Perché si ostinano a voler attribuire il dipinto chiamato Salvator Mundi alla mano di Leonardo da Vinci, è evidente: se si potesse provare che è del Vinciano, la quotazione dell’opera raggiungerebbe vertici impressionanti. Ma non è così. E a dichiararlo non autografo del Genio di Vinci, dovrebbe essere capace anche uno dei tanti – a volte troppi – esperti d’arte con caudatari al seguito, che circolano a piede libero per questo nostro Paese.

Su, non è difficile, non è Leonardo ad aver mai posto i suoi pennelli su quella tavola. Carmen C. Bambach, l’importante e seria curatrice del Dipartimento di disegni e stampe del Metropolitan Museum of Art, ritiene infatti che la maggior parte del discusso dipinto si debba a un discepolo di Leonardo: Giovanni Antonio Boltraffio. È certo comunque che l’opera sia di scuola leonardiana, ma che sia Boltraffio, Melzi o altri non è poi così importante, se non appunto per darne un valore economico.
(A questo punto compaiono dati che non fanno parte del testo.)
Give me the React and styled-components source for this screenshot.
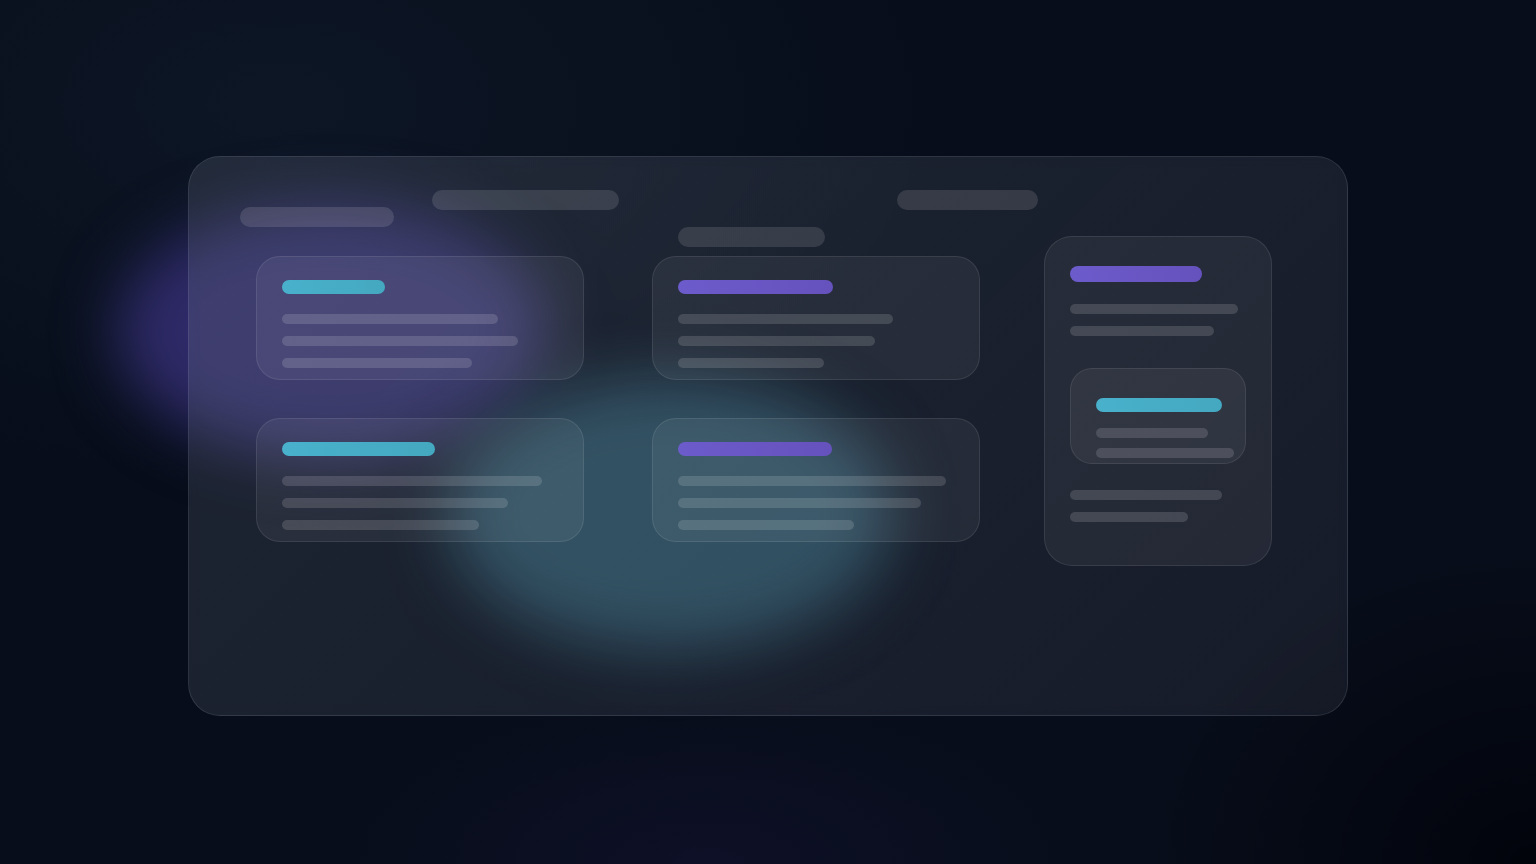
import React from "react";
import styled, { createGlobalStyle } from "styled-components";

const GlobalStyle = createGlobalStyle`
  html, body {
    margin: 0;
    padding: 0;
    background: #070d1a;
  }
  body {
    font-family: "Inter", "Liberation Sans", sans-serif;
  }
`;

const Stage = styled.div`
  position: relative;
  width: 100vw;
  height: 100vh;
  overflow: hidden;
  box-sizing: border-box;
  padding-top: 156px;
  background:
    radial-gradient(ellipse 520px 240px at 46% 100%, rgba(22, 20, 54, 0.45), transparent 75%),
    radial-gradient(ellipse 520px 420px at 100% 100%, rgba(0, 0, 6, 0.7), transparent 75%),
    radial-gradient(ellipse 900px 520px at 18% 12%, rgba(18, 30, 46, 0.55), transparent 75%),
    #070d1a;
`;

const Glow = styled.div`
  position: absolute;
  left: ${(p) => p.$x}px;
  top: ${(p) => p.$y}px;
  width: ${(p) => p.$w}px;
  height: ${(p) => p.$h}px;
  border-radius: 50%;
  background: ${(p) => p.$color};
  filter: blur(${(p) => p.$blur}px);
`;

const Panel = styled.div`
  position: relative;
  z-index: 1;
  width: 1160px;
  height: 560px;
  margin: 0 auto;
  box-sizing: border-box;
  border-radius: 32px;
  border: 1px solid rgba(255, 255, 255, 0.1);
  background: linear-gradient(
    135deg,
    rgba(160, 176, 204, 0.15),
    rgba(140, 150, 186, 0.11)
  );
  backdrop-filter: blur(6px) saturate(0.85);
`;

const Toolbar = styled.div`
  display: flex;
  align-items: flex-start;
  height: 37px;
  padding: 33px 0 0 51px;
`;

const Pill = styled.div`
  flex: none;
  width: ${(p) => p.$w}px;
  height: 20px;
  border-radius: 10px;
  margin-top: ${(p) => p.$top || 0}px;
  margin-left: ${(p) => p.$left || 0}px;
  background: rgba(255, 255, 255, 0.12);
`;

const Board = styled.div`
  display: flex;
  align-items: flex-start;
  padding-left: 67px;
`;

const Column = styled.div`
  display: flex;
  flex-direction: column;
  flex: none;
  width: ${(p) => p.$w}px;
  gap: ${(p) => p.$gap || 0}px;
  margin-left: ${(p) => p.$left || 0}px;
  margin-top: ${(p) => p.$top || 0}px;
`;

const Card = styled.div`
  flex: none;
  box-sizing: border-box;
  height: 124px;
  padding: 23px 25px;
  border-radius: 24px;
  border: 1px solid rgba(255, 255, 255, 0.09);
  background: rgba(255, 255, 255, 0.06);
  display: flex;
  flex-direction: column;
`;

const TallCard = styled(Card)`
  height: 330px;
  padding: 29px 25px;
  border-radius: 28px;
`;

const InnerCard = styled(Card)`
  width: 176px;
  height: 96px;
  margin-top: 32px;
  padding: 29px 25px 0;
  border-radius: 22px;
  background: rgba(255, 255, 255, 0.05);
`;

const Accent = styled.div`
  flex: none;
  width: ${(p) => p.$w}px;
  height: ${(p) => p.$h || 14}px;
  border-radius: 8px;
  background: ${(p) =>
    p.$tone === "violet"
      ? "linear-gradient(90deg, #6c5bcb, #6652bd)"
      : "linear-gradient(90deg, #49b1cc, #44a8c0)"};
  margin-bottom: ${(p) => p.$space || 20}px;
`;

const Lines = styled.div`
  flex: none;
  display: flex;
  flex-direction: column;
  gap: ${(p) => p.$gap || 12}px;
  margin-top: ${(p) => p.$top || 0}px;
`;

const Line = styled.div`
  flex: none;
  width: ${(p) => p.$w}px;
  height: 10px;
  border-radius: 5px;
  background: rgba(255, 255, 255, 0.14);
`;

const cards = {
  left: [
    { tone: "cyan", accent: 103, lines: [216, 236, 190] },
    { tone: "cyan", accent: 153, lines: [260, 226, 197] },
  ],
  middle: [
    { tone: "violet", accent: 155, lines: [215, 197, 146] },
    { tone: "violet", accent: 154, lines: [268, 243, 176] },
  ],
};

function TaskCard({ tone, accent, lines }) {
  return (
    <Card>
      <Accent $tone={tone} $w={accent} />
      <Lines>
        {lines.map((w, i) => (
          <Line key={i} $w={w} />
        ))}
      </Lines>
    </Card>
  );
}

export default function App() {
  return (
    <>
      <GlobalStyle />
      <Stage>
        <Glow $x={116} $y={204} $w={430} $h={254} $blur={30} $color="rgb(46, 42, 104)" />
        <Glow $x={448} $y={378} $w={444} $h={272} $blur={30} $color="rgb(30, 70, 88)" />
        <Panel>
          <Toolbar>
            <Pill $w={154} $top={17} />
            <Pill $w={187} $left={38} />
            <Pill $w={141} $left={278} />
          </Toolbar>
          <Board>
            <Column $w={328} $gap={38} $top={29}>
              {cards.left.map((c, i) => (
                <TaskCard key={i} {...c} />
              ))}
            </Column>
            <Column $w={328} $left={68}>
              <Pill $w={147} $left={26} />
              <Column $w={328} $gap={38} $top={9}>
                {cards.middle.map((c, i) => (
                  <TaskCard key={i} {...c} />
                ))}
              </Column>
            </Column>
            <Column $w={228} $left={64} $top={9}>
              <TallCard>
                <Accent $tone="violet" $w={132} $h={16} $space={22} />
                <Lines>
                  <Line $w={168} />
                  <Line $w={144} />
                </Lines>
                <InnerCard>
                  <Accent $tone="cyan" $w={126} $space={16} />
                  <Lines $gap={10}>
                    <Line $w={112} />
                    <Line $w={138} />
                  </Lines>
                </InnerCard>
                <Lines $top={26}>
                  <Line $w={152} />
                  <Line $w={118} />
                </Lines>
              </TallCard>
            </Column>
          </Board>
        </Panel>
      </Stage>
    </>
  );
}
Eppure, di là dal consueto aspetto del Cristo vagamente incline all’androginia – e perciò tipico di Leonardo – il bel dipinto, che resta comunque un’opera di eccellente pregio e fattura, presenta alcuni elementi simbolici che la fanno indubbiamente attribuire ad altra mano. Leonardo avrebbe posto la mano destra del salvatore in atto benedicente o piuttosto avrebbe posizionato in altro modo le dita? E ancora meglio, avrebbe il Fiorentino allievo del Verrocchio mai sbagliato – com’è nel dipinto – la resa della sfera di cristallo, ovvero il Cosmo creato, tenuto nella mano sinistra? Eppure questi “errori” non minano affatto il valore del dipinto come un pregevole esempio di quella lunga e raffinata schola di pensiero che fu il Neoplatonismo di Marsilio Ficino, alla quale spesso, sotto “li versi strani”, Leonardo – e così i suoi allievi – si rifaceva.

Dunque che sia Leonardo è escluso, ciò non toglie che il Salvator Mundi, con i suoi quattrocentocinquanta milioni di dollari versati per lui, nel novembre 2017 all’asta da Christie’s a New York, e che non è stato ancora esposto in pubblico, né a quello del Louvre di Abu Dhabi, né a quello del Louvre di Parigi, potrebbe ben figurare in qualsiasi rassegna e museo di pregio, nelle sale dedicate all’arte “di maniera”, privilegiando quegli aspetti simbolici e metafisici che tante volte i nostri più quotati storici dell’arte vogliono ignorare, finendo così per essere “mulini di preghiera” che ripetono incessanti le cose già dette e troppo sentite, favorendo in tal modo i deliri paramisticheggianti alla “Codice da Vinci”, come messaggi occulti celati in un Giovanni Evangelista che sarebbe la Maddalena.

Insomma, così è il variegato – e a volte avariato – mondo degli esperti d’arte: si vuol vedere ciò che non c’è e non è mai esistito e si diviene, stolidamente ciechi davanti all’evidenza del simbolo che ci sta innanzi, eloquentemente muto.